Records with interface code
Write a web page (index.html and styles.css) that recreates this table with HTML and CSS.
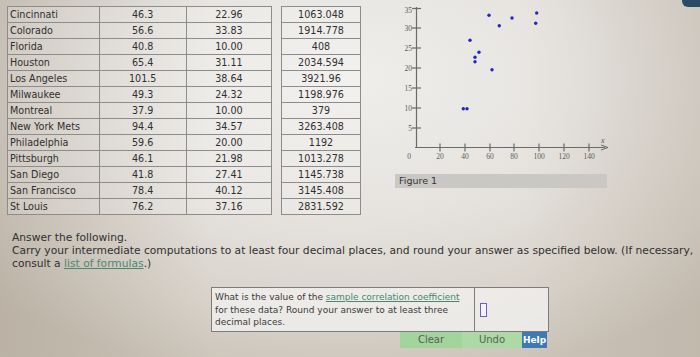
FILE: index.html
```html
<!DOCTYPE html>
<html>
<head>
<meta charset="utf-8">
<link rel="stylesheet" href="styles.css">
</head>
<body>
<div class="page">
  <div class="corner"></div>
  <div class="top">
    <table class="data main">
      <tr><td class="name">Cincinnati</td><td>46.3</td><td>22.96</td></tr>
      <tr><td class="name">Colorado</td><td>56.6</td><td>33.83</td></tr>
      <tr><td class="name">Florida</td><td>40.8</td><td>10.00</td></tr>
      <tr><td class="name">Houston</td><td>65.4</td><td>31.11</td></tr>
      <tr><td class="name">Los Angeles</td><td>101.5</td><td>38.64</td></tr>
      <tr><td class="name">Milwaukee</td><td>49.3</td><td>24.32</td></tr>
      <tr><td class="name">Montreal</td><td>37.9</td><td>10.00</td></tr>
      <tr><td class="name">New York Mets</td><td>94.4</td><td>34.57</td></tr>
      <tr><td class="name">Philadelphia</td><td>59.6</td><td>20.00</td></tr>
      <tr><td class="name">Pittsburgh</td><td>46.1</td><td>21.98</td></tr>
      <tr><td class="name">San Diego</td><td>41.8</td><td>27.41</td></tr>
      <tr><td class="name">San Francisco</td><td>78.4</td><td>40.12</td></tr>
      <tr><td class="name">St Louis</td><td>76.2</td><td>37.16</td></tr>
    </table>
    <table class="data prod">
      <tr><td>1063.048</td></tr>
      <tr><td>1914.778</td></tr>
      <tr><td>408</td></tr>
      <tr><td>2034.594</td></tr>
      <tr><td>3921.96</td></tr>
      <tr><td>1198.976</td></tr>
      <tr><td>379</td></tr>
      <tr><td>3263.408</td></tr>
      <tr><td>1192</td></tr>
      <tr><td>1013.278</td></tr>
      <tr><td>1145.738</td></tr>
      <tr><td>3145.408</td></tr>
      <tr><td>2831.592</td></tr>
    </table>
    <div class="figure">
      <svg class="plot" width="215" height="155" viewBox="0 0 215 155">
        <g stroke="#6a6a6a" stroke-width="1.2" fill="none">
          <line x1="21.5" y1="0" x2="21.5" y2="141"/>
          <line x1="20" y1="140.5" x2="210" y2="140.5"/>
          <line x1="17" y1="121" x2="26" y2="121"/>
          <line x1="17" y1="101" x2="26" y2="101"/>
          <line x1="17" y1="81" x2="26" y2="81"/>
          <line x1="17" y1="61" x2="26" y2="61"/>
          <line x1="17" y1="41" x2="26" y2="41"/>
          <line x1="17" y1="21" x2="26" y2="21"/>
          <line x1="17" y1="1.5" x2="26" y2="1.5"/>
          <line x1="45" y1="136.5" x2="45" y2="144.5"/>
          <line x1="70" y1="136.5" x2="70" y2="144.5"/>
          <line x1="95" y1="136.5" x2="95" y2="144.5"/>
          <line x1="119" y1="136.5" x2="119" y2="144.5"/>
          <line x1="144" y1="136.5" x2="144" y2="144.5"/>
          <line x1="169" y1="136.5" x2="169" y2="144.5"/>
          <line x1="194" y1="136.5" x2="194" y2="144.5"/>
        </g>
        <path d="M206 138 L213 140.5 L206 143" fill="none" stroke="#6a6a6a" stroke-width="1"/>
        <g class="ylab" text-anchor="end">
          <text x="17" y="124">5</text>
          <text x="17" y="104">10</text>
          <text x="17" y="84">15</text>
          <text x="17" y="64">20</text>
          <text x="17" y="44">25</text>
          <text x="17" y="24">30</text>
          <text x="17" y="6">35</text>
        </g>
        <g class="xlab" text-anchor="middle">
          <text x="14" y="152">0</text>
          <text x="45" y="152">20</text>
          <text x="70" y="152">40</text>
          <text x="95" y="152">60</text>
          <text x="119" y="152">80</text>
          <text x="144" y="152">100</text>
          <text x="169" y="152">120</text>
          <text x="194" y="152">140</text>
        </g>
        <text class="xvar" x="206" y="136">x</text>
        <g fill="#2424c4">
          <circle cx="94" cy="8.3" r="1.7"/>
          <circle cx="104.3" cy="18.7" r="1.7"/>
          <circle cx="117" cy="11" r="1.7"/>
          <circle cx="140.7" cy="16.3" r="1.7"/>
          <circle cx="141.7" cy="6" r="1.7"/>
          <circle cx="75" cy="33.3" r="1.7"/>
          <circle cx="84" cy="45.3" r="1.7"/>
          <circle cx="80" cy="50.3" r="1.7"/>
          <circle cx="80" cy="54.7" r="1.7"/>
          <circle cx="97" cy="62.7" r="1.7"/>
          <circle cx="68.3" cy="101.7" r="1.7"/>
          <circle cx="72" cy="101.7" r="1.7"/>
        </g>
      </svg>
      <div class="caption">Figure 1</div>
    </div>
  </div>

  <div class="instructions">
    <div>Answer the following.</div>
    <div>Carry your intermediate computations to at least four decimal places, and round your answer as specified below. (If necessary,</div>
    <div>consult a <a class="link">list of formulas</a>.)</div>
  </div>

  <div class="question">
    <div class="qbox">
      <div class="qtext">
        <div>What is the value of the <a class="link">sample correlation coefficient</a></div>
        <div>for these data? Round your answer to at least three</div>
        <div>decimal places.</div>
      </div>
      <div class="qanswer"><span class="input"></span></div>
    </div>
    <div class="buttons">
      <span class="btn clear">Clear</span>
      <span class="btn undo">Undo</span>
      <span class="btn help">Help</span>
    </div>
  </div>
</div>
</body>
</html>
```
FILE: styles.css
```css
html, body {
  margin: 0;
  padding: 0;
}
body {
  width: 700px;
  height: 357px;
  overflow: hidden;
  font-family: "DejaVu Sans", Verdana, sans-serif;
  color: #383838;
  background:
    linear-gradient(90deg, rgba(150,138,122,0.30) 0%, rgba(150,138,122,0.0) 30%, rgba(150,138,122,0) 75%, rgba(150,138,122,0.18) 100%),
    radial-gradient(ellipse 75% 85% at 50% 22%, #efeeeb 0%, #e6e3df 45%, #d7d1c8 80%, #cbc3b8 100%);
}
.page {
  position: relative;
  width: 700px;
  height: 357px;
}
.corner {
  position: absolute;
  right: 0;
  top: 0;
  width: 18px;
  height: 7px;
  background: #2b4a68;
  border-bottom-left-radius: 6px;
}
.top {
  display: flex;
  align-items: flex-start;
  padding: 6px 0 0 7px;
}
.data {
  border-collapse: collapse;
  font-size: 9.6px;
  color: #2f2f2f;
  background: rgba(255,255,255,0.18);
}
.data td {
  border: 1px solid #8c8c8c;
  height: 15px;
  padding: 0;
  text-align: center;
  line-height: 15px;
}
.main {
  width: 265px;
}
.main td:nth-child(1) { width: 89px; }
.main td:nth-child(2) { width: 87px; }
.main td:nth-child(3) { width: 85px; }
.data td.name {
  text-align: left;
  padding-left: 2px;
}
.prod {
  width: 80px;
  margin-left: 9px;
}
.figure {
  margin-left: 34px;
  padding-top: 1px;
  display: flex;
  flex-direction: column;
}
.plot {
  display: block;
}
.ylab text, .xlab text {
  font-family: "Liberation Serif", serif;
  font-size: 7.5px;
  fill: #5a5a5a;
}
.xvar {
  font-family: "Liberation Serif", serif;
  font-style: italic;
  font-size: 8px;
  fill: #5a5a5a;
}
.caption {
  margin-top: 12px;
  width: 208px;
  height: 14px;
  line-height: 14px;
  background: #c9c8c5;
  font-size: 9.5px;
  color: #333;
  padding-left: 4px;
}
.instructions {
  margin-top: 16px;
  padding-left: 12px;
  font-size: 10.7px;
  line-height: 13px;
  color: #303030;
}
.link {
  color: #4c8672;
  text-decoration: underline;
}
.question {
  margin: 17px 0 0 211px;
  width: 338px;
  display: flex;
  flex-direction: column;
}
.qbox {
  display: flex;
  border: 1px solid #7c7c7c;
  background: rgba(240,239,236,0.85);
  height: 43px;
}
.qtext {
  width: 259px;
  padding: 3px 0 0 3px;
  font-size: 9px;
  line-height: 12.5px;
  color: #3a3a3a;
  white-space: nowrap;
  border-right: 1px solid #7c7c7c;
}
.qanswer {
  flex: 1;
  display: flex;
  align-items: center;
  padding-left: 5px;
}
.input {
  display: block;
  width: 5px;
  height: 12px;
  border: 1px solid #6b5fc4;
  background: #f4f4f8;
}
.buttons {
  display: flex;
  justify-content: flex-end;
  padding-right: 2px;
}
.btn {
  height: 16px;
  line-height: 16px;
  text-align: center;
  font-size: 10px;
  color: #566155;
}
.clear {
  width: 62px;
  background: #a3d49c;
}
.undo {
  width: 60px;
  background: #add9a6;
}
.help {
  width: 25px;
  background: #3c79b6;
  color: #fff;
  font-weight: bold;
  font-size: 9px;
}
```
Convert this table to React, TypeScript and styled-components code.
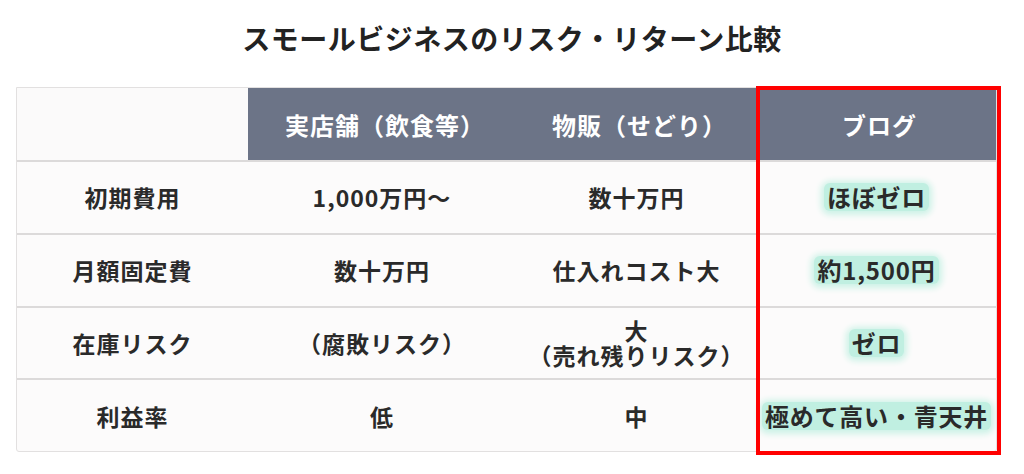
import * as React from "react"
import styled, { createGlobalStyle } from "styled-components"

const GlobalStyle = createGlobalStyle`
  html, body {
    margin: 0;
    padding: 0;
    background: #ffffff;
  }
  body {
    font-family: "Noto Sans CJK JP", "Noto Sans", sans-serif;
    color: #2a2a2a;
  }
`

const Page = styled.div`
  width: 1024px;
  height: 474px;
  display: flex;
  flex-direction: column;
  align-items: flex-start;
`

const Title = styled.h1`
  align-self: stretch;
  margin: 0;
  height: 87px;
  display: flex;
  align-items: center;
  justify-content: center;
  padding-bottom: 12px;
  box-sizing: border-box;
  font-size: 28px;
  font-weight: 700;
  letter-spacing: 0.5px;
  color: #222;
`

const TableWrap = styled.div`
  position: relative;
  margin-left: 16px;
`

const Table = styled.div`
  width: 981px;
  border: 1px solid #e2e0e0;
  border-radius: 0 0 3px 3px;
  background: #fcfbfb;
  box-sizing: border-box;
`

const Row = styled.div<{ $head?: boolean }>`
  display: grid;
  grid-template-columns: 231px 268px 241px 239px;
  height: ${p => (p.$head ? "72px" : "72.8px")};
  box-sizing: border-box;
  border-top: ${p => (p.$head ? "none" : "2px solid #dcdada")};
`

const HeadCell = styled.div<{ $blank?: boolean }>`
  display: flex;
  align-items: center;
  justify-content: center;
  padding-left: 6px;
  background: ${p => (p.$blank ? "#fbfafa" : "#6c7487")};
  color: #ffffff;
  font-size: 24px;
  font-weight: 700;
  letter-spacing: 1px;
`

const Cell = styled.div<{ $stack?: boolean }>`
  display: flex;
  flex-direction: column;
  align-items: center;
  justify-content: center;
  text-align: center;
  font-size: 23px;
  font-weight: 700;
  letter-spacing: 1px;
  line-height: ${p => (p.$stack ? "25px" : "1.4")};
  color: #2a2a2a;
`

const Marker = styled.span`
  background: #c0efe1;
  border-radius: 6px;
  box-shadow: 0 1px 6px 3px #cdf2e7;
  padding: 0 3px;
  font-size: 24px;
  letter-spacing: 0.8px;
  line-height: 28px;
  white-space: nowrap;
`

const Frame = styled.div`
  position: absolute;
  left: 740px;
  top: -1px;
  width: 245px;
  height: 369px;
  border: 4px solid #ff0000;
  box-sizing: border-box;
  pointer-events: none;
`

type RowData = {
  label: string
  store: React.ReactNode
  sedori: React.ReactNode
  blog: string
  stack?: boolean
}

const rows: RowData[] = [
  { label: "初期費用", store: "1,000万円〜", sedori: "数十万円", blog: "ほぼゼロ" },
  { label: "月額固定費", store: "数十万円", sedori: "仕入れコスト大", blog: "約1,500円" },
  {
    label: "在庫リスク",
    store: "（腐敗リスク）",
    sedori: (
      <>
        <span>大</span>
        <span>（売れ残りリスク）</span>
      </>
    ),
    blog: "ゼロ",
    stack: true,
  },
  { label: "利益率", store: "低", sedori: "中", blog: "極めて高い・青天井" },
]

export default function App() {
  return (
    <Page>
      <GlobalStyle />
      <Title>スモールビジネスのリスク・リターン比較</Title>
      <TableWrap>
        <Table>
          <Row $head>
            <HeadCell $blank />
            <HeadCell>実店舗（飲食等）</HeadCell>
            <HeadCell>物販（せどり）</HeadCell>
            <HeadCell>ブログ</HeadCell>
          </Row>
          {rows.map(r => (
            <Row key={r.label}>
              <Cell>{r.label}</Cell>
              <Cell>{r.store}</Cell>
              <Cell $stack={r.stack}>{r.sedori}</Cell>
              <Cell>
                <Marker>{r.blog}</Marker>
              </Cell>
            </Row>
          ))}
        </Table>
        <Frame />
      </TableWrap>
    </Page>
  )
}
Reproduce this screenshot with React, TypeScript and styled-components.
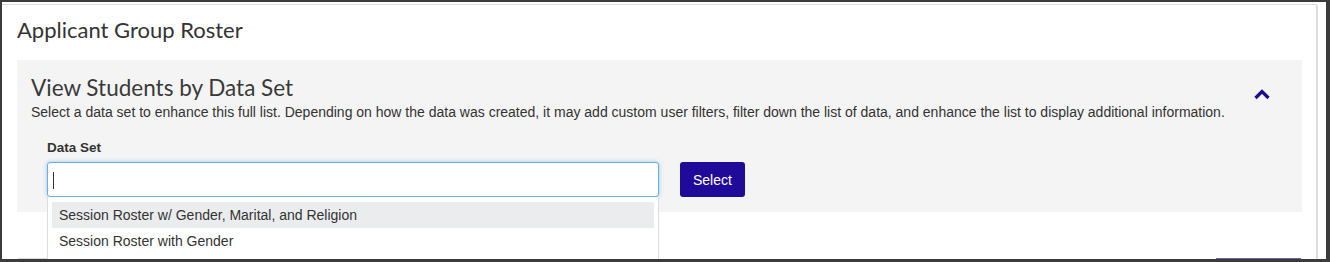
import React from "react";
import styled, { createGlobalStyle } from "styled-components";

const Global = createGlobalStyle`
  html, body { margin: 0; padding: 0; background: #3b3b3b; }
  body { font-family: "Liberation Sans", Arial, sans-serif; color: #333; }
`;

const Frame = styled.div`
  margin: 2px 4px 0 2px;
  height: 257px;
  background: #fff;
  overflow: hidden;
  padding-top: 2px;
  box-sizing: border-box;
`;

const Card = styled.section`
  width: 1316px;
  box-sizing: border-box;
  border-top: 1px solid #dcdcdc;
  border-right: 2px solid #dcdcdc;
  border-top-right-radius: 3px;
  padding: 10px 14px 0 15px;
  height: 300px;
`;

const Title = styled.h1`
  margin: 0;
  font-family: Lato, "Open Sans", sans-serif;
  font-weight: 400;
  font-size: 22px;
  line-height: 30px;
  color: #333;
`;

const Panel = styled.div`
  margin-top: 15px;
  background: #f4f4f4;
  padding: 13px 14px 15px 14px;
`;

const PanelHead = styled.div`
  display: flex;
  align-items: flex-start;
  justify-content: space-between;
`;

const PanelTitle = styled.h2`
  margin: 0;
  font-family: Lato, "Open Sans", sans-serif;
  font-weight: 400;
  font-size: 22.5px;
  line-height: 30px;
  color: #3a3a3a;
`;

const Toggle = styled.button`
  border: 0;
  background: none;
  padding: 0;
  margin: 16px 18px 0 0;
  width: 16px;
  height: 12px;
  display: flex;
  cursor: pointer;
`;

const Desc = styled.p`
  margin: 0;
  font-size: 14px;
  line-height: 18px;
  color: #333;
`;

const Group = styled.div`
  margin: 18px 0 0 16px;
`;

const Label = styled.label`
  display: block;
  font-weight: bold;
  font-size: 13.5px;
  line-height: 18px;
  color: #333;
  margin-bottom: 5px;
`;

const Row = styled.div`
  display: flex;
  align-items: center;
  gap: 21px;
`;

const ComboWrap = styled.div`
  position: relative;
  width: 612px;
`;

const Input = styled.div`
  box-sizing: border-box;
  height: 35px;
  border: 1px solid #66afe9;
  border-radius: 3px;
  background: #fff;
  box-shadow: 0 0 4px rgba(102, 175, 233, 0.6);
  padding: 9px 5px;
`;

const Caret = styled.span`
  display: block;
  width: 1px;
  height: 17px;
  background: #333;
`;

const Menu = styled.ul`
  position: absolute;
  top: 35px;
  left: 0;
  right: 0;
  margin: 0;
  padding: 5px 4px;
  list-style: none;
  background: #fff;
  border: 1px solid #ddd;
  border-top: 0;
  box-sizing: border-box;
  z-index: 2;
`;

const Option = styled.li<{ $active?: boolean }>`
  height: 26px;
  line-height: 26px;
  padding: 0 7px;
  font-size: 14px;
  color: #333;
  background: ${(p) => (p.$active ? "#ebeced" : "transparent")};
`;

const Button = styled.button`
  height: 35px;
  padding: 0 13px;
  border: 0;
  border-radius: 3px;
  background: #1f0a9a;
  color: #fff;
  font-family: "Liberation Sans", Arial, sans-serif;
  font-size: 14px;
`;

const Below = styled.div`
  display: flex;
  justify-content: space-between;
  margin-top: 46px;
`;

const GhostBox = styled.div`
  width: 32px;
  height: 30px;
  margin-left: 1px;
  border-top: 1px solid #d8d8d8;
`;

const PurpleBar = styled.div`
  width: 85px;
  height: 30px;
  margin-right: 1px;
  border-top: 2px solid #6b5fa8;
`;

export default function App() {
  return (
    <>
      <Global />
      <Frame>
        <Card>
          <Title>Applicant Group Roster</Title>
          <Panel>
            <PanelHead>
              <PanelTitle>View Students by Data Set</PanelTitle>
              <Toggle aria-label="Collapse">
                <svg width="16" height="11" viewBox="0 0 16 11">
                  <path d="M1.5 9 L8 2.5 L14.5 9" fill="none" stroke="#1b0c8f" strokeWidth="3.2" />
                </svg>
              </Toggle>
            </PanelHead>
            <Desc>
              Select a data set to enhance this full list. Depending on how the data was created, it may add custom user filters, filter down the list of data, and enhance the list to display additional information.
            </Desc>
            <Group>
              <Label>Data Set</Label>
              <Row>
                <ComboWrap>
                  <Input>
                    <Caret />
                  </Input>
                  <Menu>
                    <Option $active>Session Roster w/ Gender, Marital, and Religion</Option>
                    <Option>Session Roster with Gender</Option>
                  </Menu>
                </ComboWrap>
                <Button>Select</Button>
              </Row>
            </Group>
          </Panel>
          <Below>
            <GhostBox />
            <PurpleBar />
          </Below>
        </Card>
      </Frame>
    </>
  );
}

[Objective]
Find how many lines of the entries contain "this". Respond with the number only.

[Output of the exercise]
4